Even though my in laws give us a bit more trouble about holidays and visits, I’m the one in the relationship that struggles the most with separating from family. I never thought I’d live this far from my parents, particularly my mom. I always eliminated locations because they were too far. For instance, I hate winters. Just loathe the entire season. I am absolutely obsessed with Southern California weather, but I always eliminated that as a possible place for us to live because “how would my parents get there?” Yes. I am crazy. But there are planes and phones and I’m slowly getting more used to that, despite having lived on the East Coast for 3.5 years. I’m getting more comfortable with carving out our own life in the way that works best for us.
This wasn’t an issue for me. I “left” at age 18 for college and didn’t look back. I’ve always been pretty independent. I moved in with the Dude three years before we got married, when I was 23, so marriage wasn’t really the trigger for us “cleaving,” or forming our own little family. My parents had no issues or feelings of getting “left” (as far as I know). And now that my dad is gone and my mom has moved to Austin near us, it’s a totally different dynamic than before I went away to college. Likewise, the Dude had already been on his own for many years before we met.
I technically left home at 17, but have always been very attached to my family and spent all holidays with them, etc. If you had asked me about “leaving and cleaving” up to about 6 months before we got engaged I probably would have burst into tears at the thought of the dynamics within my family changing when I got married. But a bit before we got engaged, something shifted inside me. I didn’t feel sad anymore at the thought of leaving my family; all I felt was excited and content with the idea that Mr E and I would get to create a new family unit together. When that attitude change occurred, I knew I was really ready to get married. I have remained very close to the family I came from, but Mr E and I are definitely seen as our own little unit now and everyone from my side is quite happy with that. On the other hand, his side handles the “new family” thing a but differently.

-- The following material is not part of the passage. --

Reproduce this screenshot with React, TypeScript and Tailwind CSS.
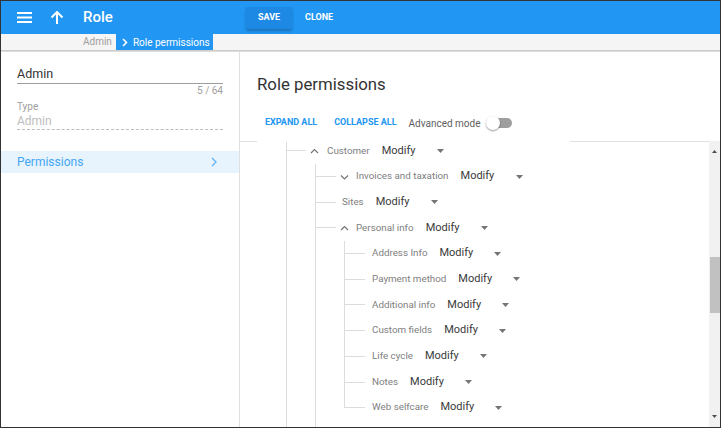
import React from 'react';

const LINE = 'border-[#dcdcdc]';

function Chevron({ up }: { up?: boolean }) {
  return (
    <svg width="11" height="8" viewBox="0 0 11 8" className="shrink-0 ml-[3px]">
      <polyline
        points={up ? '2,6 5.5,2.5 9,6' : '2,2.5 5.5,6 9,2.5'}
        fill="none"
        stroke="#757575"
        strokeWidth="1.2"
      />
    </svg>
  );
}

function Select() {
  return (
    <div className="flex items-center w-[64px] ml-[12px] shrink-0">
      <span className="flex-1 text-[11px] text-[#3a3a3a]">Modify</span>
      <svg width="7" height="4" viewBox="0 0 7 4" className="mr-[2px]">
        <polygon points="0,0 7,0 3.5,4" fill="#757575" />
      </svg>
    </div>
  );
}

function Label({ children, ml }: { children: React.ReactNode; ml: string }) {
  return <span className={`text-[9.8px] text-[#808080] whitespace-nowrap ${ml}`}>{children}</span>;
}

function Leaf({ name, last }: { name: string; last?: boolean }) {
  return (
    <div className="h-[25.7px] flex items-center">
      <div className="self-stretch w-[21px] flex flex-col shrink-0">
        <div className={`flex-1 border-l border-b ${LINE}`} />
        <div className={`flex-1 ${last ? '' : `border-l ${LINE}`}`} />
      </div>
      <Label ml="ml-[7px]">{name}</Label>
      <Select />
    </div>
  );
}

const personal = [
  'Address Info',
  'Payment method',
  'Additional info',
  'Custom fields',
  'Life cycle',
  'Notes',
  'Web selfcare',
];

export default function App() {
  return (
    <div
      className="w-[721px] h-[428px] border border-[#333] bg-white flex flex-col overflow-hidden"
      style={{ fontFamily: 'Roboto, "Liberation Sans", sans-serif' }}
    >
      {/* Header */}
      <div className="h-[33px] bg-[#2196f3] flex items-center shrink-0">
        <div className="w-[82px] flex items-center">
          <svg width="15" height="11" viewBox="0 0 15 11" className="ml-[16px]">
            <rect x="0" y="0" width="15" height="2" fill="#fff" />
            <rect x="0" y="4.5" width="15" height="2" fill="#fff" />
            <rect x="0" y="9" width="15" height="2" fill="#fff" />
          </svg>
          <svg width="14" height="14" viewBox="0 0 14 14" className="ml-[18px]">
            <path d="M1.5 6.5 7 1 12.5 6.5M7 1.5V13" fill="none" stroke="#fff" strokeWidth="2" />
          </svg>
        </div>
        <div className="w-[163px] text-white text-[15px] font-medium">Role</div>
        <button className="w-[46px] h-[22px] bg-[#1e88e5] rounded-[2px] shadow-[0_2px_3px_rgba(0,0,0,0.25)] text-white text-[9px] font-bold">
          SAVE
        </button>
        <button className="ml-[13px] text-white text-[9px] font-bold">CLONE</button>
      </div>

      {/* Breadcrumb */}
      <div className="h-[16px] bg-[#f5f5f5] flex items-stretch shrink-0">
        <span className="ml-[82px] text-[10px] text-[#9e9e9e] leading-[16px]">Admin</span>
        <div className="ml-[4px] bg-[#2196f3] flex items-center pl-[6px] pr-[3px] text-white">
          <svg width="6" height="9" viewBox="0 0 6 9">
            <polyline points="1,1 4.5,4.5 1,8" fill="none" stroke="#fff" strokeWidth="1.6" />
          </svg>
          <span className="ml-[5px] text-[10px]">Role permissions</span>
        </div>
      </div>
      <div className="h-[2px] bg-gradient-to-b from-[#c4c4c4] to-[#e6e6e6] shrink-0" />

      {/* Body */}
      <div className="flex-1 flex min-h-0">
        {/* Left panel */}
        <div className="w-[239px] border-r border-[#e0e0e0] shrink-0">
          <div className="mx-[16px]">
            <div className="pt-[14px] pb-[1px] border-b border-[#9e9e9e] text-[12.5px] leading-[16px] text-[#333]">
              Admin
            </div>
            <div className="mt-[1px] text-right text-[10px] leading-[12px] text-[#9e9e9e]">5 / 64</div>
            <div className="mt-[4px] text-[10px] leading-[12px] text-[#9e9e9e]">Type</div>
            <div className="mt-[1px] pb-[1px] border-b border-dashed border-[#bdbdbd] text-[12px] leading-[14px] text-[#bdbdbd]">
              Admin
            </div>
          </div>
          <div className="mt-[21px] h-[22px] bg-[#e8f4fd] flex items-center justify-between pl-[16px] pr-[22px]">
            <span className="text-[12px] text-[#42a5f5]">Permissions</span>
            <svg width="6" height="10" viewBox="0 0 6 10">
              <polyline points="1,1 5,5 1,9" fill="none" stroke="#64b5f6" strokeWidth="1.4" />
            </svg>
          </div>
        </div>

        {/* Right panel */}
        <div className="flex-1 flex flex-col min-w-0">
          <div className="pt-[21px] pl-[17px] text-[16.8px] leading-[22px] text-[#333]">Role permissions</div>
          <div className="mt-[18px] h-[20px] flex items-center">
            <span className="ml-[25px] text-[9px] font-bold text-[#2196f3]">EXPAND ALL</span>
            <span className="ml-[17px] text-[9px] font-bold text-[#2196f3]">COLLAPSE ALL</span>
            <span className="ml-[12px] text-[10px] text-[#616161]">Advanced mode</span>
            <div className="ml-[6px] w-[26px] h-[14px] flex items-center">
              <div className="w-[14px] h-[14px] rounded-full bg-white shadow-[0_1px_2px_rgba(0,0,0,0.4)] shrink-0 z-10" />
              <div className="-ml-[9px] w-[21px] h-[10px] rounded-full bg-[#9e9e9e]" />
            </div>
          </div>

          <div className="mt-[8px] flex-1 flex min-h-0">
            <div className="flex-1 flex flex-col min-w-0 overflow-hidden">
              <div className="h-px flex shrink-0">
                <div className="w-[17px] bg-[#e0e0e0]" />
                <div className="w-[313px]" />
                <div className="flex-1 bg-[#e0e0e0]" />
              </div>
              <div className={`flex-1 ml-[46px] border-l ${LINE} min-h-0`}>
                <div className="-mt-[4px]">
                  {/* Customer */}
                  <div className="h-[25.7px] flex items-center">
                    <div className="w-[19px] h-px bg-[#dcdcdc] shrink-0" />
                    <Chevron up />
                    <Label ml="ml-[7px]">Customer</Label>
                    <Select />
                  </div>
                  <div className={`ml-[28px] border-l ${LINE}`}>
                    <div className="h-[25.7px] flex items-center">
                      <div className="w-[20px] h-px bg-[#dcdcdc] shrink-0" />
                      <Chevron />
                      <Label ml="ml-[6px]">Invoices and taxation</Label>
                      <Select />
                    </div>
                    <div className="h-[25.7px] flex items-center">
                      <div className="w-[20px] h-px bg-[#dcdcdc] shrink-0" />
                      <Label ml="ml-[6px]">Sites</Label>
                      <Select />
                    </div>
                    <div className="h-[25.7px] flex items-center">
                      <div className="w-[20px] h-px bg-[#dcdcdc] shrink-0" />
                      <Chevron up />
                      <Label ml="ml-[6px]">Personal info</Label>
                      <Select />
                    </div>
                    <div className="ml-[28px]">
                      {personal.map((p, i) => (
                        <Leaf key={p} name={p} last={i === personal.length - 1} />
                      ))}
                    </div>
                    <div className="h-[40px]" />
                  </div>
                </div>
              </div>
            </div>

            {/* Scrollbar */}
            <div className="w-[11px] bg-[#f1f1f1] flex flex-col shrink-0">
              <div className="h-[12px] flex items-end justify-center">
                <svg width="5" height="3" viewBox="0 0 5 3">
                  <polygon points="0,3 5,3 2.5,0" fill="#505050" />
                </svg>
              </div>
              <div className="h-[104px]" />
              <div className="h-[56px] ml-px bg-[#c1c1c1]" />
              <div className="flex-1" />
              <div className="h-[12px] flex items-start justify-center">
                <svg width="5" height="3" viewBox="0 0 5 3">
                  <polygon points="0,0 5,0 2.5,3" fill="#505050" />
                </svg>
              </div>
            </div>
          </div>
        </div>
      </div>
    </div>
  );
}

We are still referred to as “the kids” and because Mr E is the youngest child in his family I dont think his mother has ever really accepted that he has left the nest. Ah well, you win some, you lose some. 🙂
The leave and cleave began when we first moved in together about three years before we got married. We use to live close to Mr. HW’s family, so we saw them all the time. The holidays naturally split themselves based on our vacation times. Now that we don’t live close to any family, it’s much more difficult to figure out whom to spend holidays with. Our first Christmas included us flying all over the country to spend time with both sets. It was really expensive. It’s going to have to change mostly because our “family” can’t afford this. My mom treats me differently now-. She asks about how I’m “taking care of my husband.” She’s funny. I love that both of our families are really respecting our union. We’re lucky.
What about you? How did the “leave and cleave” process go in your family?